James Cleavenger. Photo by Rebel Wilder.

Painful Past 

Lane DA candidate accused of 2005 sexual assault. He denies the allegations.

This is not the first time Portland lawyer Shenoa Payne has come forward about her alleged 2005 sexual assault. She brings the painful story up again now because the man she alleges was her assailant is now in a race to become Lane County’s top cop.

Payne was a first-year student at the Willamette University College of Law, as was the man she alleges assaulted her. The next day, Payne told her best friend about it in an email. A couple months later she made a verbal complaint to a dean of her law school. Payne then wrote a letter to the Oregon State Bar, hoping to prevent her attacker from ever practicing law in Oregon.

That might have been the end of it had Payne’s alleged attacker, James Cleavenger, never run for Lane County district attorney.

“He’s running for a very important position in Lane County,” Payne says. “He’s running for a position that represents and is an advocate for victims, including victims of sexual assault. I feel a public duty to come forward with the truth to let the voters have the information that they need to determine who James Cleavenger really is.”

Payne alleges that Cleavenger, now an Oakridge police officer, sexually assaulted her on Sept. 18, 2005, in her Portland residence while both were students at Willamette University.

In a lengthy statement emailed to Eugene Weekly, Cleavenger denied all allegations of sexual assault, though he acknowledged what he said was consensual sexual activity with Payne that night.

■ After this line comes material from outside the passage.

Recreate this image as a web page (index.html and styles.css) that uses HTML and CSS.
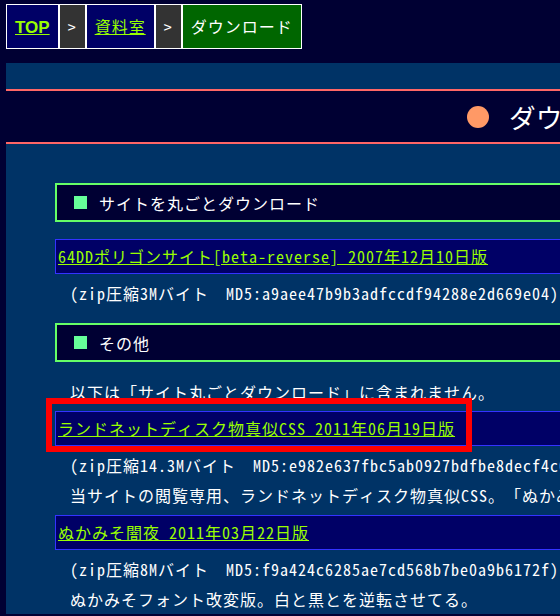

Payne says officials at Willamette University discouraged her from reporting the incident and that nothing ever came of her letter to the Oregon State Bar.

Cleavenger transferred to the University of Oregon School of Law the following year and graduated there in 2008.

‘He Acted Like Nothing Happened’

Payne was born and raised in Sheridan and she attended Azusa Pacific University in Southern California, graduating in 2003. She returned to Oregon and moved to Portland before enrolling in law school at Willamette University in 2005. That’s when she says she met Cleavenger.

“He was in my law school,” Payne says. “I don’t know exactly when we met, but we started hanging out in the same social circle. The first time we really spent time together was on a camping trip on Labor Day weekend.”

Payne says that a week after they went camping, Cleavenger held a small get together at his house on Sept. 10, 2005. Payne says that at the party she and Cleavenger expressed having romantic feelings for each other.

“We started spending more time together at school, texting and calling each other. We started developing a kind of romantic relationship moving forward. The very beginning of one,” she says. “The following weekend he was traveling somewhere, and to be honest, I cannot remember where, but we made plans for me to pick him up at the airport.”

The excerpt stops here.